In this section we discuss how to simulate competing risks data with a specified cumulative
incidence function. We consider for simplicity a competing risks model with two causes and denote the
cumulative incidence functions as $F_1(t,X) = P(T < t, \epsilon=1|X)$ and $F_2(t,X) = P(T < t, \epsilon=2|X)$,
given covariate $X$.

To generate data with the required cumulative incidence functions, a simple approach is to first determine
whether the subject experiences an event and, if so, from which cause; then draw the event time according to the
conditional distribution.

For simplicity we consider survival times in a fixed interval $[0,\tau]$. Given $X$:

  - first, flip a three-sided coin with probabilities $F_1(\tau,X)$, $F_2(\tau,X)$, $1-F_1(\tau,X)-F_2(\tau,X)$ to decide whether the subject survives or
     experiences one of the two causes.
  - second, draw the event time using the cumulative incidence distribution. The timing of a cause $j$ event is
       $T = \tilde F_j^{-1}(U,X)$ with $\tilde F_j(s,X) = F_j(s,X)/F_j(\tau,X)$ and $U$ uniform.

Then indeed $P(T \leq t, \epsilon=j|X) = F_j(t,X)$ for $j=1,2$.

We again note and use that if $\tilde F_j(s)$ and $F_j(s)$ are piecewise linear
continuous functions then the inverse is easy to compute. 
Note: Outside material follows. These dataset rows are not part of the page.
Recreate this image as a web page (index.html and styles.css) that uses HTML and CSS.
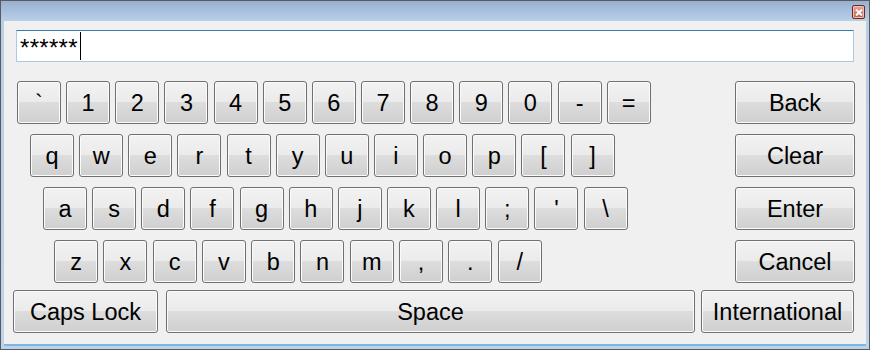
FILE: index.html
```html
<!DOCTYPE html>
<html lang="en">
<head>
    <meta charset="UTF-8">
    <title>Keyboard</title>
    <link rel="stylesheet" href="styles.css">
</head>
<body>

<div class="window">
    <div class="titlebar">
        <div class="close-btn">
            <svg width="8" height="7" viewBox="0 0 8 7">
                <path d="M1 0.5 L7 6.5 M7 0.5 L1 6.5" stroke="#fff" stroke-width="2"/>
            </svg>
        </div>
    </div>
    <div class="client">
        <div class="text-box"><span class="typed">******</span><span class="caret"></span></div>

        <div class="keyboard">
            <div class="row row-1">
                <div class="key">`</div>
                <div class="key">1</div>
                <div class="key">2</div>
                <div class="key">3</div>
                <div class="key">4</div>
                <div class="key">5</div>
                <div class="key">6</div>
                <div class="key">7</div>
                <div class="key">8</div>
                <div class="key">9</div>
                <div class="key">0</div>
                <div class="key">-</div>
                <div class="key">=</div>
                <div class="key wide">Back</div>
            </div>
            <div class="row row-2">
                <div class="key">q</div>
                <div class="key">w</div>
                <div class="key">e</div>
                <div class="key">r</div>
                <div class="key">t</div>
                <div class="key">y</div>
                <div class="key">u</div>
                <div class="key">i</div>
                <div class="key">o</div>
                <div class="key">p</div>
                <div class="key">[</div>
                <div class="key">]</div>
                <div class="key wide">Clear</div>
            </div>
            <div class="row row-3">
                <div class="key">a</div>
                <div class="key">s</div>
                <div class="key">d</div>
                <div class="key">f</div>
                <div class="key">g</div>
                <div class="key">h</div>
                <div class="key">j</div>
                <div class="key">k</div>
                <div class="key">l</div>
                <div class="key">;</div>
                <div class="key">'</div>
                <div class="key">\</div>
                <div class="key wide">Enter</div>
            </div>
            <div class="row row-4">
                <div class="key">z</div>
                <div class="key">x</div>
                <div class="key">c</div>
                <div class="key">v</div>
                <div class="key">b</div>
                <div class="key">n</div>
                <div class="key">m</div>
                <div class="key">,</div>
                <div class="key">.</div>
                <div class="key">/</div>
                <div class="key wide">Cancel</div>
            </div>
            <div class="row row-bottom">
                <div class="key caps">Caps Lock</div>
                <div class="key space">Space</div>
                <div class="key intl">International</div>
            </div>
        </div>
    </div>
</div>

</body>
</html>
```

FILE: styles.css
```css
html, body {
    margin: 0;
    padding: 0;
}
body {
    font-family: "Liberation Sans", Arial, sans-serif;
    background-color: #f0f0f0;
}
.window {
    width: 870px;
    height: 350px;
    box-sizing: border-box;
    border: 1px solid #5a5a5a;
    background: linear-gradient(#98b1d2 0px, #b8cfe9 20px, #bcd3ec 100%);
    padding: 0 3px 3px 3px;
    display: flex;
    flex-direction: column;
}
.titlebar {
    height: 20px;
    position: relative;
}
.close-btn {
    position: absolute;
    right: 1px;
    top: 4px;
    width: 11px;
    height: 12px;
    border: 1px solid #6b2a22;
    border-radius: 2px;
    background: linear-gradient(#e8a89a, #c85a48);
    box-shadow: inset 0 0 0 1px #f0c0b4;
    display: flex;
    align-items: center;
    justify-content: center;
}
.client {
    flex: 1;
    background-color: #f0f0f0;
    padding-top: 9px;
    border-bottom: 2px solid #7fb6e6;
}
.text-box {
    margin: 0 12px;
    height: 32px;
    box-sizing: border-box;
    background: white;
    border: 1px solid #a9cbe6;
    border-top-color: #3d7bad;
    display: flex;
    align-items: center;
    padding-left: 3px;
    font-size: 24px;
}
.typed {
    margin-top: 4px;
    letter-spacing: 0.3px;
}
.caret {
    width: 1px;
    height: 28px;
    background: black;
    margin-left: 2px;
}
.keyboard {
    margin-top: 19px;
    display: flex;
    flex-direction: column;
    gap: 10px;
}
.row {
    display: flex;
    gap: 5.15px;
    padding-right: 11px;
}
.row-1 { padding-left: 13px; }
.row-2 { padding-left: 26px; }
.row-3 { padding-left: 39px; }
.row-4 { padding-left: 50px; gap: 5.3px; }
.row-bottom {
    padding-left: 9px;
    padding-right: 12px;
    margin-top: -3px;
    gap: 0;
}
.key {
    width: 44px;
    height: 43px;
    box-sizing: border-box;
    border: 1px solid #707070;
    border-radius: 3px;
    background: linear-gradient(#f2f2f2 0%, #ebebeb 48%, #dddddd 50%, #cfcfcf 100%);
    box-shadow: inset 0 0 0 1px #fbfbfb;
    display: flex;
    align-items: center;
    justify-content: center;
    padding-top: 2px;
    font-size: 23.5px;
    color: #000;
}
.key.wide {
    width: 120px;
    margin-left: auto;
}
.key.caps {
    width: 145px;
}
.key.space {
    margin-left: 8px;
    width: 529px;
}
.key.intl {
    margin-left: 6px;
    flex: 1;
}
```
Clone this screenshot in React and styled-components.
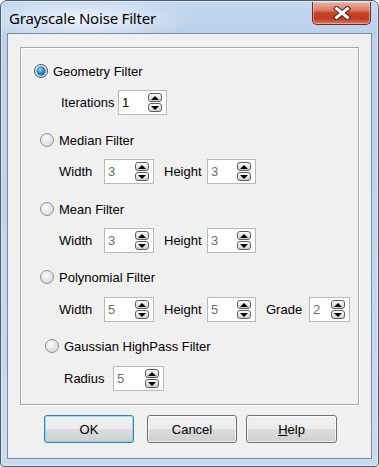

A couple of details worth noting:

 - the coin flip to determine cause is based on an underlying uniform, $pU$, which can be supplied and shared across subjects
     to generate dependence in the risk.
 - the uniform used for generating the timing, $U$, can also be supplied and shared across subjects to
    generate dependence in the timing.


## Cumulative incidence I

Here we simulate two causes of death with two binary covariates using a logistic link
\begin{align*}
F_1(t,X)  &= \frac{ \Lambda_1(t,\rho_1) exp(X^T  \beta_1)}{1+\Lambda_1(t,\rho_1) exp(X^T  \beta_1)}
\end{align*}
and $F_2$ here enforcing the sum condition $F_1+F_2 \leq 1$
\begin{align*}
F_2(t,X)  & =  \frac{ \Lambda_2(t,\rho_2) exp(X^T  \beta_2)}{1+\Lambda_2(t,\rho_2) exp(X^T  \beta_2)} [ 1- F_1(\tau,X) ]
\end{align*}
or without the constraint
\begin{align*}
F_2(t,X)  & =  \frac{ \Lambda_2(t,\rho_2) exp(X^T  \beta_2)}{1+\Lambda_2(t,\rho_2) exp(X^T  \beta_2)}.
\end{align*}
When the sum condition is not enforced through the construction, then 
it is enforced ad-hoc when drawing the cause of death. 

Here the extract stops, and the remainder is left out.